(RECORDED INFORMATION):
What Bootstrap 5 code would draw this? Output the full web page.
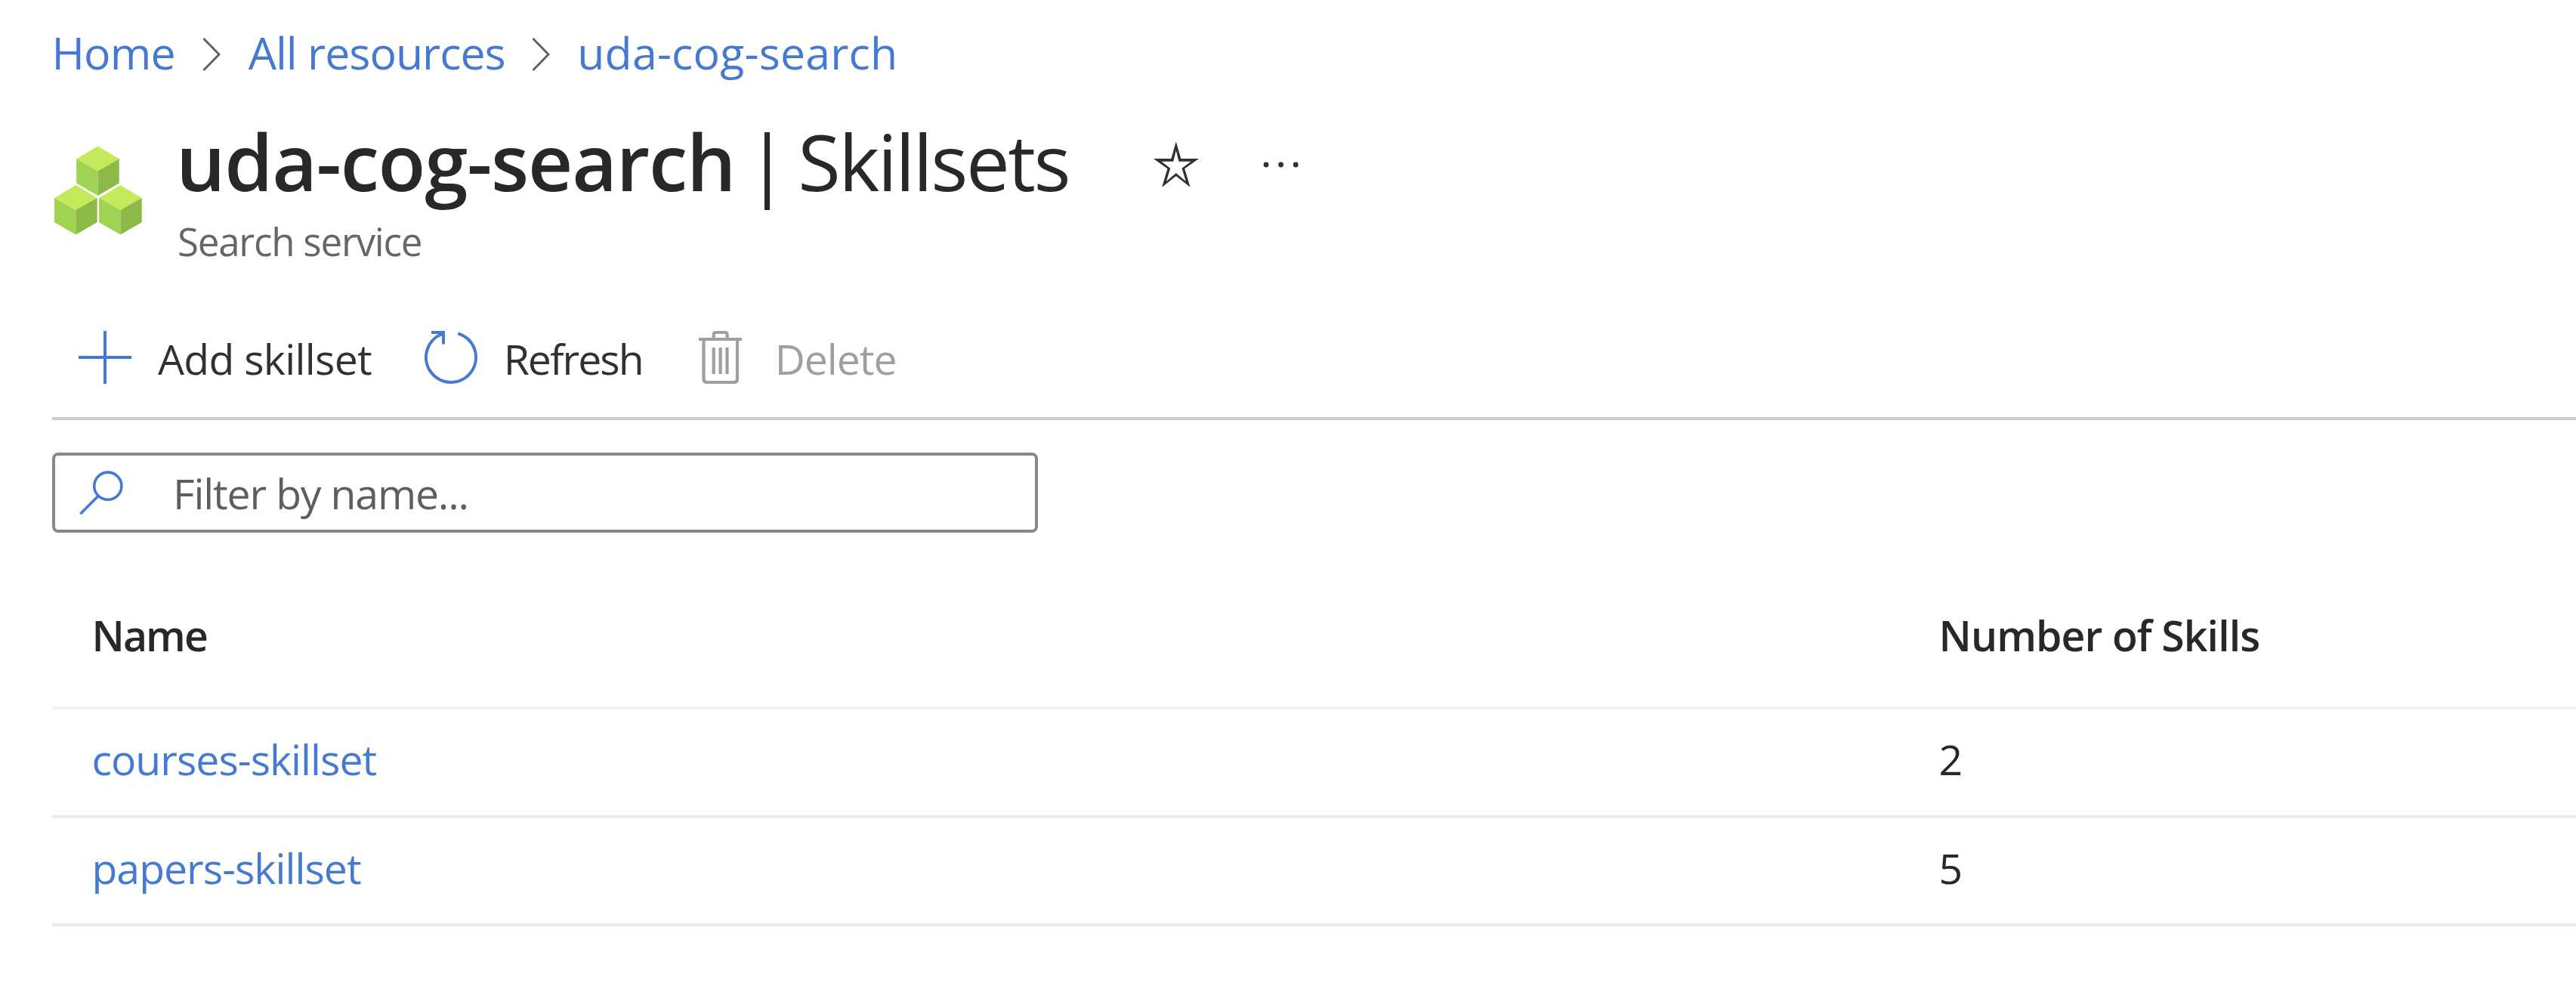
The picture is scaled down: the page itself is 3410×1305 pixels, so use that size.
<!DOCTYPE html>
<html lang="en">
<head>
<meta charset="utf-8">
<meta name="viewport" content="width=device-width, initial-scale=1">
<title>uda-cog-search | Skillsets</title>
<link href="https://cdn.jsdelivr.net/npm/bootstrap@5.3.0/dist/css/bootstrap.min.css" rel="stylesheet">
<style>
  :root { --portal-blue: #4679d1; --portal-ink: #292827; }
  body { font-family: "Open Sans", "Noto Sans", sans-serif; color: var(--portal-ink); background: #fff; overflow: hidden; }
  svg { display: block; flex: none; }
  a, a:hover { color: var(--portal-blue); text-decoration: none; }

  .crumbs { height: 138px; padding-left: 68.5px; font-size: 59px; line-height: 138px; white-space: nowrap; }
  .crumb-home { letter-spacing: -.9px; }
  .crumb-all { letter-spacing: -1px; }
  .crumb-service { letter-spacing: .2px; }
  .crumbs svg { margin: 5px 36.5px 0; }
  .crumbs .sep-last { margin: 5px 36.5px 0 35px; }

  .page-head { padding-left: 72px; height: 258px; }
  .service-icon { margin: 55px 45px 0 0; }
  .title-row { height: 147px; font-size: 103px; line-height: 147px; white-space: nowrap; }
  .title-row span { padding-top: 4px; }
  .title-name { font-weight: 600; letter-spacing: -1.2px; }
  .title-bar { margin: 0 12.5px 0 14px; }
  .title-blade { letter-spacing: -2.5px; }
  .title-row .star { margin: 12px 85.5px 0 111.5px; }
  .title-row .dots { margin-top: 12px; }
  .service-kind { padding-left: 2px; font-size: 51px; line-height: 68px; letter-spacing: -1.2px; color: #666; }

  .commands { margin-left: 69px; padding-left: 35px; height: 160px; border-bottom: 4px solid #ccc; }
  .commands .btn { --bs-btn-disabled-opacity: 1; --bs-btn-disabled-color: #a19f9d; --bs-btn-color: #323130; padding: 0; border: 0; border-radius: 0; font-size: 55.3px; line-height: 154px; height: 154px; }
  .commands .btn span { padding-top: 4px; }
  .cmd-add { letter-spacing: -.7px; gap: 35px; }
  .cmd-refresh { letter-spacing: -1.95px; gap: 35px; margin-left: 69.7px; }
  .cmd-delete { letter-spacing: -1.05px; gap: 44px; margin-left: 74px; }

  .filter-box { margin: 43px 0 0 69px; width: 1305px; height: 106px; border: 4px solid #8a8886; border-radius: 8px; padding-left: 32px; }
  .filter-box .form-control { border: 0; box-shadow: none; background: transparent; padding: 1px 0 0; margin-left: 64px; height: 98px; font-size: 55.3px; letter-spacing: -1.15px; }
  .filter-box .form-control::placeholder { color: #605e5c; opacity: 1; }

  .skill-table { margin: 38px 0 0 69px; width: 3341px; table-layout: fixed; border-collapse: separate; border-spacing: 0; --bs-table-bg: transparent; --bs-table-color: var(--portal-ink); color: var(--portal-ink); font-size: 55.3px; }
  .skill-table > :not(caption) > * > * { padding: 0 0 0 52.5px; border-bottom: 4px solid #edebe9; vertical-align: top; }
  .skill-table > thead > tr > th { border-bottom-color: #f3f2f1; font-weight: 600; padding-top: 3px; line-height: 189px; height: 196px; }
  .skill-table > tbody > tr > td { line-height: 131px; height: 144px; letter-spacing: -.96px; }
  .skill-table > tbody > tr:last-child > td { height: 143px; }
  .col-name { width: 2445px; }
  .skill-table .head-name { letter-spacing: -1.9px; }
  .skill-table .head-count { letter-spacing: -.9px; }
</style>
</head>
<body>
<nav class="crumbs d-flex align-items-center" aria-label="breadcrumb">
  <a class="crumb-home" href="#">Home</a>
  <svg width="24" height="44" viewBox="0 0 24 44" fill="none" stroke="#605e5c" stroke-width="2.8"><path d="M1.5 1 22 22 1.5 43"/></svg>
  <a class="crumb-all" href="#">All resources</a>
  <svg class="sep-last" width="24" height="44" viewBox="0 0 24 44" fill="none" stroke="#605e5c" stroke-width="2.8"><path d="M1.5 1 22 22 1.5 43"/></svg>
  <a class="crumb-service" href="#">uda-cog-search</a>
</nav>

<header class="page-head d-flex align-items-start">
  <svg class="service-icon" width="116" height="118" viewBox="72 193 116 118">
    <g id="cube">
      <path fill="#c3ea5b" d="M129.5 193.5 157.8 210.3 129.5 226.5 101.2 210.3z"/>
      <path fill="#9fd452" d="M101.2 210.3 129.5 226.5V259L101.2 242.6z"/>
      <path fill="#8cb948" d="M157.8 210.3 129.5 226.5V259L157.8 242.6z"/>
    </g>
    <use href="#cube" x="-29.2" y="51.6"/>
    <use href="#cube" x="29.9" y="51.6"/>
  </svg>
  <div>
    <div class="title-row d-flex align-items-center">
      <span class="title-name">uda-cog-search</span><span class="title-bar">|</span><span class="title-blade">Skillsets</span>
      <svg class="star" width="60" height="62" viewBox="0 0 60 62" fill="#323130"><path fill-rule="evenodd" d="M29.8.5 36.3 23H60L41.2 36.3 48.5 60.7 29.8 46 11.2 60.7 18.4 36.3 0 23H23.4zM29.8 12.3 26.2 26.7H10.5L22.2 35.7 17 53 29.8 42 42.8 53 37.5 35.7 49.5 26.7H33.5z"/></svg>
      <svg class="dots" width="48" height="8" viewBox="0 0 48 8" fill="#323130"><circle cx="4" cy="4" r="3.4"/><circle cx="23.6" cy="4" r="3.4"/><circle cx="43.2" cy="4" r="3.4"/></svg>
    </div>
    <div class="service-kind">Search service</div>
  </div>
</header>

<div class="commands d-flex align-items-start" role="toolbar">
  <button type="button" class="btn cmd-add d-flex align-items-center">
    <svg width="70" height="70" viewBox="0 0 70 70" stroke="#4679d1" stroke-width="4"><path d="M35 0V70M0 35H70"/></svg>
    <span>Add skillset</span>
  </button>
  <button type="button" class="btn cmd-refresh d-flex align-items-center">
    <svg width="70" height="70" viewBox="0 0 70 70" fill="none" stroke="#4679d1" stroke-width="4"><path d="M44.2 3.3A33 33 0 1 1 24.5 3.7M9 2H25V17.5"/></svg>
    <span>Refresh</span>
  </button>
  <button type="button" class="btn cmd-delete d-flex align-items-center" disabled>
    <svg width="57" height="70" viewBox="0 0 57 70" fill="none" stroke="#a19f9d" stroke-width="4.2"><path d="M0 11H57M6.5 11V63.5Q6.5 68 11 68H46.5Q51 68 51 63.5V11M19.7 11V5Q19.7 2 22.7 2H34.6Q37.6 2 37.6 5V11M19.7 22V57M28.6 22V57M37.5 22V57"/></svg>
    <span>Delete</span>
  </button>
</div>

<div class="filter-box d-flex align-items-center">
  <svg width="60" height="60" viewBox="0 0 60 60" fill="none" stroke="#4679d1" stroke-width="3.6" stroke-linecap="round"><circle cx="37.8" cy="21.2" r="18.1"/><path d="M25 34.5 2.5 57"/></svg>
  <input class="form-control" type="text" placeholder="Filter by name..." aria-label="Filter by name">
</div>

<table class="table skill-table">
  <colgroup><col class="col-name"><col></colgroup>
  <thead><tr><th class="head-name">Name</th><th class="head-count">Number of Skills</th></tr></thead>
  <tbody>
    <tr><td><a href="#">courses-skillset</a></td><td>2</td></tr>
    <tr><td><a href="#">papers-skillset</a></td><td>5</td></tr>
  </tbody>
</table>
<script src="https://cdn.jsdelivr.net/npm/bootstrap@5.3.0/dist/js/bootstrap.bundle.min.js"></script>
</body>
</html>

(WORK TO DO):
Repeat exactly the lines from the one that contains "The picture is" through the one that contains "2px; font-size: 51px;", and only those.

(EXPECTED OUTPUT):
The picture is scaled down: the page itself is 3410×1305 pixels, so use that size.
<!DOCTYPE html>
<html lang="en">
<head>
<meta charset="utf-8">
<meta name="viewport" content="width=device-width, initial-scale=1">
<title>uda-cog-search | Skillsets</title>
<link href="https://cdn.jsdelivr.net/npm/bootstrap@5.3.0/dist/css/bootstrap.min.css" rel="stylesheet">
<style>
  :root { --portal-blue: #4679d1; --portal-ink: #292827; }
  body { font-family: "Open Sans", "Noto Sans", sans-serif; color: var(--portal-ink); background: #fff; overflow: hidden; }
  svg { display: block; flex: none; }
  a, a:hover { color: var(--portal-blue); text-decoration: none; }

  .crumbs { height: 138px; padding-left: 68.5px; font-size: 59px; line-height: 138px; white-space: nowrap; }
  .crumb-home { letter-spacing: -.9px; }
  .crumb-all { letter-spacing: -1px; }
  .crumb-service { letter-spacing: .2px; }
  .crumbs svg { margin: 5px 36.5px 0; }
  .crumbs .sep-last { margin: 5px 36.5px 0 35px; }

  .page-head { padding-left: 72px; height: 258px; }
  .service-icon { margin: 55px 45px 0 0; }
  .title-row { height: 147px; font-size: 103px; line-height: 147px; white-space: nowrap; }
  .title-row span { padding-top: 4px; }
  .title-name { font-weight: 600; letter-spacing: -1.2px; }
  .title-bar { margin: 0 12.5px 0 14px; }
  .title-blade { letter-spacing: -2.5px; }
  .title-row .star { margin: 12px 85.5px 0 111.5px; }
  .title-row .dots { margin-top: 12px; }
  .service-kind { padding-left: 2px; font-size: 51px; line-height: 68px; letter-spacing: -1.2px; color: #666; }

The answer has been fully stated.